A Novel, Completely Head-Based Neurotechnology to Treat Chronic Migraine: Surgical Technique and Considerations

Introduction: The treatment of chronic migraine via implantable neuromodulation technologies has previously shown promising clinical results. Most commonly, neurostimulation leads bilaterally target the occipital nerve (ON), with or without supraorbital nerve (SON) leads to add additional anatomical coverage. Historically, systems designed for spinal cord stimulation have been utilized for these purposes, with several device performance issues being reported such as lead migrations and fractures.

Methods: A fully implantable, battery-containing, small, integrated neurostimulator was designed to specifically target both the ON and SON. A prospective, multicenter feasibility study was undertaken to assess the device and therapy in the treatment of chronic migraine. Clinical outcomes and feedback on surgical techniques were collected.

Results: Subjects (n=11) underwent bilateral placement of leads targeting ON and SON. An initial incision allowed for a pocket creation at the level of the nuchal ridge and partial implantable pulse generator (IPG) insertion.

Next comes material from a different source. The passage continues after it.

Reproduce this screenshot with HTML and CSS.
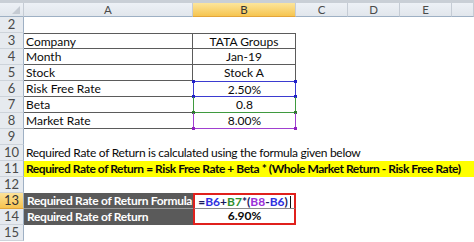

Leads were then inserted in the subcutaneous space and tunneled to the SON first, followed by the ON without the need for tunneling or lead extensions. Subjects could use the device all day if needed without an external power source. This approach was taken on both sides of the head, in two stages (right and left) resulting in efficient bilaterial coverage. Multiple indices of migraine improvement were reported. Adverse events spontaneously resolved with the most common being post-procedural soreness. No lead migrations or fractures have been reported.

Conclusion : Previous systems have utilized leads targeting head nerves that were then tunneled subcutaneously within the neck to an IPG typically located in the subscapular, subclavicular or buttock region. Having leads traverse the neck and, potentially, involving long connections across the torso can increase implantation time and risks of migration and fracture. Having a system completely regionalized to the head helps eliminate mechanical elements that contribute to device performance issues previously described.